2008年12月1日(月)「しんぶん赤旗」

主張

大量解雇

違法はまかり通らせない


 自動車や電機などの大企業が、輸出の落ち込みや景気の後退を理由に、大量解雇を始めたことが大きな社会問題になっています。

 大もうけを上げ高い配当を続けていて、今すぐ倒産するわけでもない大企業が、もともと低賃金で身分不安定な派遣労働者や期間労働者を切り捨てるような大量解雇を強行するのは、社会的な役割をかえりみない無法で不当なものです。しかもそのやり方は、現在の労働法規や裁判所の判例さえ踏みにじる違法なもので、断じてまかり通らせてはならないものです。

整理・解雇の「4要件」

 大企業が企業の都合だけでいつでも労働者を解雇していいものでないのは明らかです。短い期間に雇用契約を更新する期間労働者や契約労働者など「期間の定めのある労働契約」については、労働契約法でも、「やむを得ない事由がある場合でなければ」「契約期間が満了するまで」解雇「できない」と明記(第一七条)しています。

 不当な「首切り」解雇に反対する労働者のたたかいを背景に、裁判所の判例や労働関係の法律も、整理・解雇への規制を盛り込んできました。企業が経営上の都合を理由に労働者を解雇する場合、最高裁など多くの裁判所の判例は、(1)人員削減の必要性(2)解雇回避の努力(3)人選の合理性(4)労働者との十分な協議―の四要件を満たさない限り、無効となることが確定しています。

 この「四要件」は、労働契約法でも第一六条に「客観的に合理的な理由」を欠き「社会通念上相当であると認められない」解雇は「無効」という内容になっています。

 こうした法律や判例に照らせば、来年三月期に六千億円もの利益を見込んでいるトヨタ自動車の大量解雇が、「客観的に合理的な理由」を満たしているといえないことは明らかです。「解雇回避の努力」や「労働者との協議」も十分尽くされているとはとてもいえません。解雇は無法なだけでなく違法であり、直ちに中止すべきです。

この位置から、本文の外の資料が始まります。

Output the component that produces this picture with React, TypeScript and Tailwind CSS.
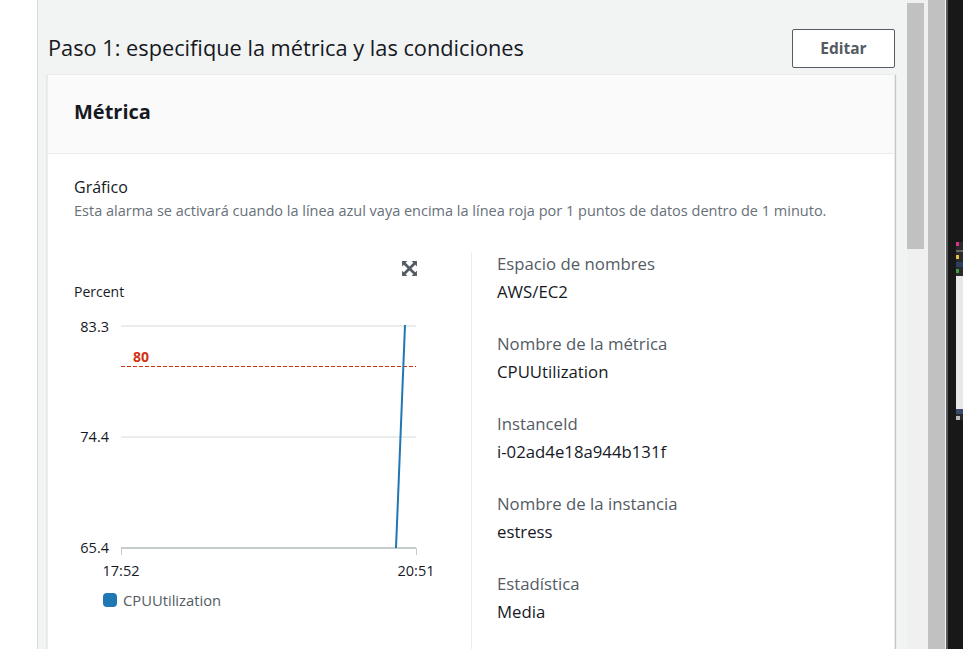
const details = [
  { label: "Espacio de nombres", value: "AWS/EC2" },
  { label: "Nombre de la métrica", value: "CPUUtilization" },
  { label: "InstanceId", value: "i-02ad4e18a944b131f" },
  { label: "Nombre de la instancia", value: "estress" },
  { label: "Estadística", value: "Media" },
]

function ExpandIcon() {
  return (
    <svg width="17" height="17" viewBox="0 0 16 16" fill="#545b64">
      <path d="M1 1h5L4.4 2.6 8 6.2 11.6 2.6 10 1h5v5l-1.6-1.6L9.8 8l3.6 3.6L15 10v5h-5l1.6-1.6L8 9.8l-3.6 3.6L6 15H1v-5l1.6 1.6L6.2 8 2.6 4.4 1 6z" />
    </svg>
  )
}

function Chart() {
  return (
    <svg width="370" height="275" className="block" style={{ fontFamily: "'Open Sans', sans-serif" }}>
      <line x1="47" y1="15" x2="342" y2="15" stroke="#eaeded" strokeWidth="2" />
      <line x1="47" y1="126" x2="342" y2="126" stroke="#eaeded" strokeWidth="2" />
      <line x1="47" y1="237" x2="342" y2="237" stroke="#c6cbcc" strokeWidth="2" />
      <line x1="47.5" y1="237" x2="47.5" y2="244" stroke="#c6cbcc" />
      <line x1="342.5" y1="237" x2="342.5" y2="244" stroke="#c6cbcc" />
      <line x1="47" y1="55.5" x2="342" y2="55.5" stroke="#d13212" strokeDasharray="4 2" />
      <text x="59" y="51" fontSize="14" fontWeight="700" fill="#d13212">80</text>
      <g fontSize="14.5" fill="#16191f" textAnchor="end">
        <text x="35" y="21">83.3</text>
        <text x="35" y="131">74.4</text>
        <text x="35" y="242">65.4</text>
      </g>
      <g fontSize="14.5" fill="#16191f" textAnchor="middle">
        <text x="47" y="265">17:52</text>
        <text x="342" y="265">20:51</text>
      </g>
      <line x1="322" y1="237" x2="331" y2="14" stroke="#1f77b4" strokeWidth="2" />
    </svg>
  )
}

export default function App() {
  return (
    <div className="flex w-[963px] h-[649px] overflow-hidden bg-white font-['Open_Sans',sans-serif] text-[#16191f]">
      <div className="w-[37px] shrink-0 bg-white" />

      <div className="w-[870px] shrink-0 border-l border-[#d5dbdb] bg-[#f2f3f3] pl-[9px] pr-[12px]">
        <div className="flex items-center justify-between pt-[29px] pl-[1px]">
          <h2 className="-mt-[2px] text-[21.75px] leading-[26px] font-normal">Paso 1: especifique la métrica y las condiciones</h2>
          <button className="h-[39px] w-[103px] rounded-[2px] border border-[#545b64] bg-white text-[15.5px] font-bold text-[#545b64]">
            Editar
          </button>
        </div>

        <div className="mt-[6px] border border-[#eaeded] bg-white shadow-[0_1px_1px_0_rgba(0,28,36,0.3),1px_1px_1px_0_rgba(0,28,36,0.15)]">
          <div className="flex h-[79px] items-center border-b border-[#eaeded] bg-[#fafafa] px-[26px] pb-[4px]">
            <h3 className="text-[20px] font-bold leading-[26px]">Métrica</h3>
          </div>

          <div className="px-[26px] pt-[22px]">
            <div className="text-[16px] leading-[22px]">Gráfico</div>
            <div className="mt-[3px] text-[14.5px] leading-[20px] text-[#687078]">
              Esta alarma se activará cuando la línea azul vaya encima la línea roja por 1 puntos de datos dentro de 1 minuto.
            </div>

            <div className="mt-[31px] grid grid-cols-[398px_1fr]">
              <div className="border-r border-[#eaeded] pb-[60px]">
                <div className="flex w-[344px] justify-end pt-[8px]">
                  <ExpandIcon />
                </div>
                <div className="mt-[6px] text-[14px] leading-[18px] text-[#16191f]">Percent</div>
                <div className="mt-[10px]">
                  <Chart />
                </div>
                <div className="mt-[4px] ml-[29px] flex items-center gap-[6px]">
                  <span className="h-[14px] w-[14px] rounded-[4px] bg-[#1f77b4]" />
                  <span className="text-[14.75px] leading-[20px] text-[#545b64]">CPUUtilization</span>
                </div>
              </div>

              <div className="flex flex-col gap-[28px] pl-[25px]">
                {details.map((d) => (
                  <div key={d.label}>
                    <div className="text-[16.75px] leading-[24px] text-[#545b64]">{d.label}</div>
                    <div className="mt-[4px] text-[16.75px] leading-[24px] text-[#16191f]">{d.value}</div>
                  </div>
                ))}
              </div>
            </div>
          </div>
        </div>
      </div>

      <div className="w-[17px] shrink-0 bg-[#f0f0f0] pt-[3px]">
        <div className="h-[246px] bg-[#c1c1c1]" />
      </div>
      <div className="w-[4px] shrink-0 bg-[#f0f0f0]" />
      <div className="w-[17px] shrink-0 bg-[#c1c1c1]" />
      <div className="w-[1px] shrink-0 bg-[#f5f5f5]" />
      <div className="w-[2px] shrink-0 bg-[#5a5a5a]" />
      <div className="flex-1 bg-[#181818] pt-[242px] pl-[8px]">
        <div className="flex h-[178px] flex-col bg-[#2a2a2a]">
          <div className="h-[4px] w-[3px] bg-[#d63384]" />
          <div className="mt-[4px] h-[2px] bg-[#666]" />
          <div className="mt-[3px] h-[4px] w-[3px] bg-[#e0c040]" />
          <div className="mt-[3px] h-[5px] bg-[#2c3e60]" />
          <div className="mt-[2px] h-[4px] w-[3px] bg-[#40a040]" />
          <div className="mt-[3px] flex-1 bg-[#e8e8e8]" />
          <div className="h-[5px] bg-[#3a4a6a]" />
          <div className="mt-[2px] h-[4px] w-[4px] bg-[#bbb]" />
        </div>
      </div>
    </div>
  )
}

 整理・解雇の四要件は、正社員など正規の労働者だけでなく、期間労働者や派遣労働者など、非正規の労働者にも当然適用されるべきものです。生産を拡大するときは正規労働者を減らし、賃金の安い非正規の労働者を増やして大もうけしておいて、景気が悪くなれば非正規の労働者をいの一番に切り捨てるなどというのは、法律的にも道義的にも許されません。

 期間労働者を、契約期間中も含め全員解雇するなどというのは、日本共産党の志位和夫委員長がいすゞ自動車にも申し入れたように、明確に法律に違反しており、直ちに撤回すべきものです。

 いま働いている労働者だけでなく来年採用が内定していた学生も同じです。採用を内定した段階で、労働契約を結んだものと扱われます。大企業の違法な採用内定の取り消しは許されません。

雇用を守る政治の責任

 もちろん、違法でなければいいというものではありません。いま重要なのは、大企業に無法・違法な解雇をやめさせ、大企業の横暴勝手をただすとともに、国民の生活と雇用を守ることです。

 政府は日本経団連などに雇用対策を「要望」するとしています。「要望」にとどめず、大企業を指導して雇用を守る実効ある措置を取ることが政府の責任です。